--- Start of DATASET EXTRACT ---
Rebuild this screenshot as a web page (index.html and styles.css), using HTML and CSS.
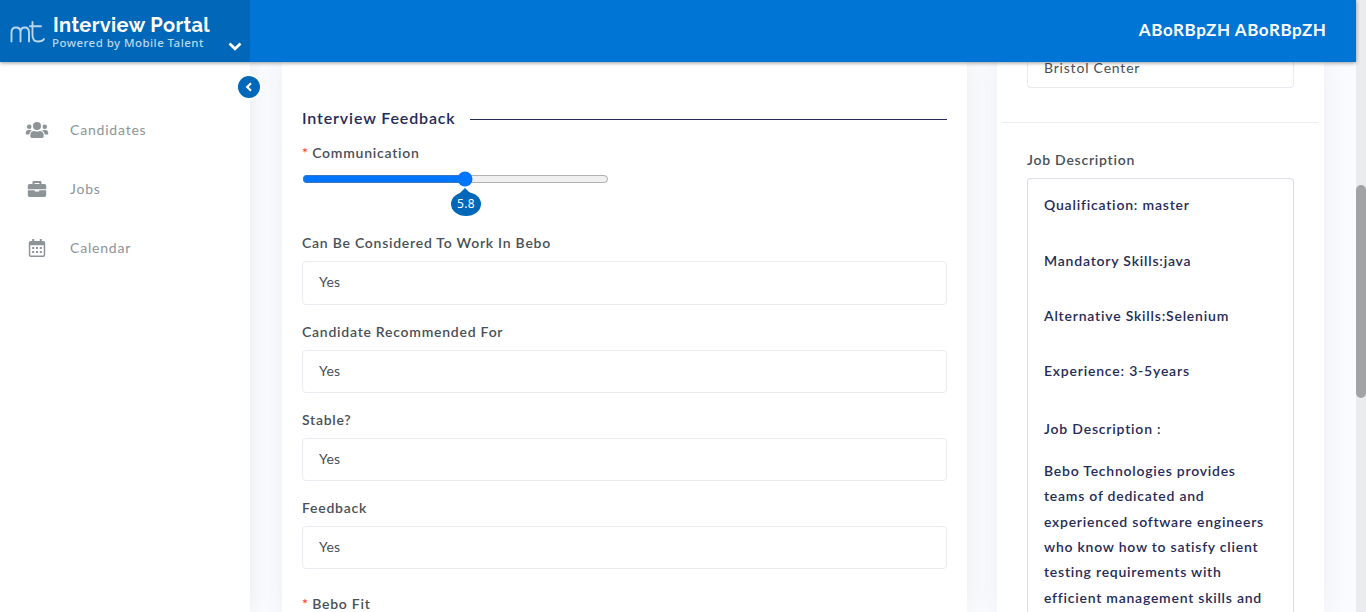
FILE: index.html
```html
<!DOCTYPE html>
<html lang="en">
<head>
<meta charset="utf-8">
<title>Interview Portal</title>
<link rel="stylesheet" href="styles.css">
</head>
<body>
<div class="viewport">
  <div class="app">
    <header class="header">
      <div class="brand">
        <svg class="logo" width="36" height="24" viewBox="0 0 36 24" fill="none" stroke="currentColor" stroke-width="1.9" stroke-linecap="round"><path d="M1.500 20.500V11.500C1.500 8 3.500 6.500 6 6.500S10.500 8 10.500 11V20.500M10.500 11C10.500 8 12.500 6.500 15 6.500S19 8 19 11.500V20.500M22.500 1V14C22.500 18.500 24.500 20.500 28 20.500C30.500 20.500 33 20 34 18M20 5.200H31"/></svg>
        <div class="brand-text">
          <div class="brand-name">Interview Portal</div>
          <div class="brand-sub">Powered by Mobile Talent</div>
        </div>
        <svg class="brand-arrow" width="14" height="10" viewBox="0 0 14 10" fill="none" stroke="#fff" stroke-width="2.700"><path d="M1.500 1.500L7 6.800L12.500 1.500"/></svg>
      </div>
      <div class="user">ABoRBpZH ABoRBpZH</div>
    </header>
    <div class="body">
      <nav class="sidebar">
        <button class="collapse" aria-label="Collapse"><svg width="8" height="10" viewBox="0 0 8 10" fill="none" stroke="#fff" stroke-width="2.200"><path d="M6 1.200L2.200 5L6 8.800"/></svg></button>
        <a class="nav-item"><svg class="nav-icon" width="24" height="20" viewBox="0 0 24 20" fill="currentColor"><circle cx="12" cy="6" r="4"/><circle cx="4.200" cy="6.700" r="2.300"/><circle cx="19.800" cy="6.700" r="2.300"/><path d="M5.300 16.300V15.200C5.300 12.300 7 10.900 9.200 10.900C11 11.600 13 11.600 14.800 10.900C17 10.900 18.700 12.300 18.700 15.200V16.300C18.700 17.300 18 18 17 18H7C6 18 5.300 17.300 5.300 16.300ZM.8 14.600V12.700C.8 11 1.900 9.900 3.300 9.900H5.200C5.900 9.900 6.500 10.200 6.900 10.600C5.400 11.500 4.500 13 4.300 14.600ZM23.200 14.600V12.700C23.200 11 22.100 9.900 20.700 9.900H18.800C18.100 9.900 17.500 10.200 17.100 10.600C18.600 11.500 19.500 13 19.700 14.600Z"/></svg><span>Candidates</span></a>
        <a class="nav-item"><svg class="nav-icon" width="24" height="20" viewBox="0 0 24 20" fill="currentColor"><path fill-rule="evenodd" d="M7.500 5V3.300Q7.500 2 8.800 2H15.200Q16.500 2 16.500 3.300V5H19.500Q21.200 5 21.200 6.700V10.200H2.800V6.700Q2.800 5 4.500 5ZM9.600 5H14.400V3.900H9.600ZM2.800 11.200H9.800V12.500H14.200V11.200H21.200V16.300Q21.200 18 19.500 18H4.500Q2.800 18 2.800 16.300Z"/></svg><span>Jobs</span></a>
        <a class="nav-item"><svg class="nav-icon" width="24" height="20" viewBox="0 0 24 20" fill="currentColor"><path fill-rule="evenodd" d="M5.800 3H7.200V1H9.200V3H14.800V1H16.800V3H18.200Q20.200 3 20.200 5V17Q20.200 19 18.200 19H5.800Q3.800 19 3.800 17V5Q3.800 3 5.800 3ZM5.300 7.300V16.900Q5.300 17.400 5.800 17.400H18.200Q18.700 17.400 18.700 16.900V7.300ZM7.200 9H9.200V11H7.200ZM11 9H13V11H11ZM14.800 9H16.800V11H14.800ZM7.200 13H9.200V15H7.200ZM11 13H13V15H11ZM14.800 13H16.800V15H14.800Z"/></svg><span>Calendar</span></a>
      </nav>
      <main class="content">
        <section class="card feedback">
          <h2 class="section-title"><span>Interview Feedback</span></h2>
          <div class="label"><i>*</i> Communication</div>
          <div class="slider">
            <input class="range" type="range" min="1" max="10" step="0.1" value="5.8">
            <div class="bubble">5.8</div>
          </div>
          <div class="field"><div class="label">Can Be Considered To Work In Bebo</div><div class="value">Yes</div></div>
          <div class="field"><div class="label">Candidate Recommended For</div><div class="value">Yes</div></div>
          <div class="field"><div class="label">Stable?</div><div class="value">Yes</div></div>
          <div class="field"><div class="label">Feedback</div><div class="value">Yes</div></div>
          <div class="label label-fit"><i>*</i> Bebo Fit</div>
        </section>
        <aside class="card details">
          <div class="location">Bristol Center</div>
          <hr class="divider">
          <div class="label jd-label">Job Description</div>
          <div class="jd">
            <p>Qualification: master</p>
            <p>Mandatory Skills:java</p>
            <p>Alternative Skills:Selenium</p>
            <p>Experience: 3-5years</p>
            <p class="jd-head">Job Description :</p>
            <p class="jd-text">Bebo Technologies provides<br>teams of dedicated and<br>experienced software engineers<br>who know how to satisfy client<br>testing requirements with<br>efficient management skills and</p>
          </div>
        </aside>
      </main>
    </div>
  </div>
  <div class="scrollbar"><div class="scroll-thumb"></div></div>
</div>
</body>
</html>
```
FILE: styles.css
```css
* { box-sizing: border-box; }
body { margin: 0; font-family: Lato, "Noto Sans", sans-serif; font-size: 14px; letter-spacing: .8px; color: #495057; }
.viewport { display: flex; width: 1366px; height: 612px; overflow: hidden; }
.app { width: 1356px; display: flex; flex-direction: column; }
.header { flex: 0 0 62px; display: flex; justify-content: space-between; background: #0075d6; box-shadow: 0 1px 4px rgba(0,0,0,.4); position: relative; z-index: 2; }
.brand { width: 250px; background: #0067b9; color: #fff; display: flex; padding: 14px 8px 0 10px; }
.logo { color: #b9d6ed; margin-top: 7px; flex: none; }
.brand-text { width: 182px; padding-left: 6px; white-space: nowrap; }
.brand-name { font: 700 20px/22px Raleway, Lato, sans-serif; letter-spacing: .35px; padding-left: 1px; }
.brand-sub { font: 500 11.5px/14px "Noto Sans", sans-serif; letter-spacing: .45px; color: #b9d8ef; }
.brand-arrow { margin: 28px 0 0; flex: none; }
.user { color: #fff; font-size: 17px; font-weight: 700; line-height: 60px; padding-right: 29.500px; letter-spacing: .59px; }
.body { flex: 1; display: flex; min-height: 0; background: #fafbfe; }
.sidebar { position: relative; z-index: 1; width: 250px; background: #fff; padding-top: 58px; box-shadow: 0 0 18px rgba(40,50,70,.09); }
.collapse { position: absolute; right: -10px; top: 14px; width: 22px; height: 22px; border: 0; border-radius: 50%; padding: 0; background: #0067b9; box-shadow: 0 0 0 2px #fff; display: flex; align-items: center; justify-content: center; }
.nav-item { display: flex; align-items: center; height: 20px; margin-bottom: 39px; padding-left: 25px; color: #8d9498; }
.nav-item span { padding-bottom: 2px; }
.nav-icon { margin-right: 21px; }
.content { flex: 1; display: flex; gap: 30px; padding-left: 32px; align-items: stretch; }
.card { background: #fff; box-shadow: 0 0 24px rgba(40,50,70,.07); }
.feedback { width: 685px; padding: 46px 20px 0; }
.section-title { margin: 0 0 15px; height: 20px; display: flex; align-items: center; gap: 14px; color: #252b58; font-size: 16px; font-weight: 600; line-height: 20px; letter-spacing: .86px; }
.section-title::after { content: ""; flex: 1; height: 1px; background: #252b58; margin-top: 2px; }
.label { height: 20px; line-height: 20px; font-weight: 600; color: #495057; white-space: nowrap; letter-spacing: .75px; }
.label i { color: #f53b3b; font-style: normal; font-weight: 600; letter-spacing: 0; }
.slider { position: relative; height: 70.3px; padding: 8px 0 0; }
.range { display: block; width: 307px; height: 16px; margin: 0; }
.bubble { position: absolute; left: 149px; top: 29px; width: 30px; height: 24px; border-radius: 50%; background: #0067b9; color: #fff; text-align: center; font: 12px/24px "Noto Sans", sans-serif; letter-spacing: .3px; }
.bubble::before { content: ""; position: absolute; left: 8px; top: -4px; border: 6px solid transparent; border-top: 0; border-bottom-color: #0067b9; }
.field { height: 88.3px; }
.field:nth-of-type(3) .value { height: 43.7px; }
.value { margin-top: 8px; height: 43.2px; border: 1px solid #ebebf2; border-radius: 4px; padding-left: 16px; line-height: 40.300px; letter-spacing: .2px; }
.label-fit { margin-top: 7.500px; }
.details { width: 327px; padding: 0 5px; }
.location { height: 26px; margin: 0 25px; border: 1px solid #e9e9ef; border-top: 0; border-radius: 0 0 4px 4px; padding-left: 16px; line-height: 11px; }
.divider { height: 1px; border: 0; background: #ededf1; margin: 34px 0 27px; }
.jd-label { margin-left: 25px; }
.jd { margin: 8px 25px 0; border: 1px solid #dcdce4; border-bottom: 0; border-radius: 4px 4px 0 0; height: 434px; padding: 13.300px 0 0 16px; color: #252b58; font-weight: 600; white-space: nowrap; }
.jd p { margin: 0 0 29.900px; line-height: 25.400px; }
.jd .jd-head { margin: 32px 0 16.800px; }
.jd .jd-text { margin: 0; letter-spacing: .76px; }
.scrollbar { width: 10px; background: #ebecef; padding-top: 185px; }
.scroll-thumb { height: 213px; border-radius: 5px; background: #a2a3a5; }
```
--- End of DATASET EXTRACT ---
# TASK INSTRUCTIONS
Say how many lines contain the string "styles", giving nothing but the count.

# SOLUTION TO THE PROBLEM
3